IN STARK contrast to other countries in the region, Oman seeks to play the role of a regional balancer. Nowhere is this clearer than in Yemen.
Other than Iran, Oman is the country with the greatest influence on the Houthis in Yemen. Oman has hosted Houthi officials since 2015 and has been both criticized and applauded for its objectivity towards the group.
Recently, Oman has started to play a more active role in the war in Yemen. The sultanate has stepped up and gotten involved in peace negotiations to solve the conflict.
On June 5, an Omani delegation travelled to Houthi-controlled Sanaa for the first time since the outbreak of war in 2014. The delegation got approval from both the Saudis and Americans, with Omani foreign minister Sayyid Badr al-Busaidi speaking with US Secretary of State Antony Blinken the day before the delegation left. The Saudi-US backing of the visit shows that the two major players believe that the Omanis can play an important role in moving the negotiations forward.
“We discussed with the Omani delegation about a possible vision for ending the aggression and lifting the siege imposed on Yemen, starting with the humanitarian operation,” Houthi chief negotiator Mohammed Abdulsalam said of the visit. “Today, we return to the Sultanate of Oman to complete these discussions and support the international efforts that help reach a solution.”
Oman is uniquely interested in a resolution to the war in Yemen, which has dragged on for seven years. Oman’s top priority continues to be its stability, which is greatly threatened by the continuation of the war, especially with the rise of terrorist groups like Al Qaeda in the Arabian Peninsula (AQAP).
Although still neutral, Oman’s increased role in negotiations in Yemen show its increasing importance as a regional player, and its prioritization of stability over noninvolvement. Whether this policy will spread elsewhere is still unclear, but for the time being, watching Oman’s actions in Yemen is pivotal to understanding the future of the country in the region.
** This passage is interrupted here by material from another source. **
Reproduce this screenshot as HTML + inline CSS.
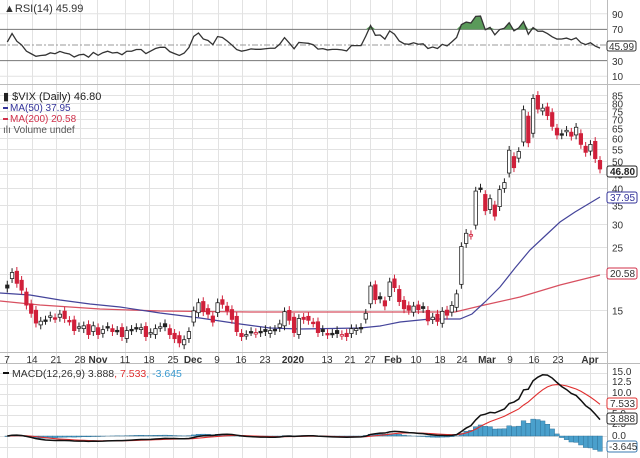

ANOTHER country to watch Oman’s relationship with is Israel. Oman has had a unique relationship with Israel historically. Oman backed the 1979 peace agreement between Israel and Egypt and was one of the first Arab countries to host senior Israeli officials in the 1990s, including former Prime Minister Yitzhak Rabin in 1994.
As always, Oman has historically wanted to remain neutral towards Israel, limiting its contact with the country. This theme continues to today on its stance towards normalization and the Abraham Accords, which Oman has stayed away from at this point.
In February, Busaidi described that, “As regards Israel we are content so far with the level of our current relations and dialog, which involves the appropriate channels of communication.”
However, as Oman looks to advance its economy, this position might change. As countries like the UAE and Bahrain benefit from the economic aspects of normalization, Oman might also realize the potential benefits. If the price of neutrality is economic stagnation, will the Sultanate continue to pay that price? Or will they realize the economic benefits afforded to them from alliances and taking sides? Sultan Haitham bin Tariq will have to determine his priorities to find out which direction the country will go in.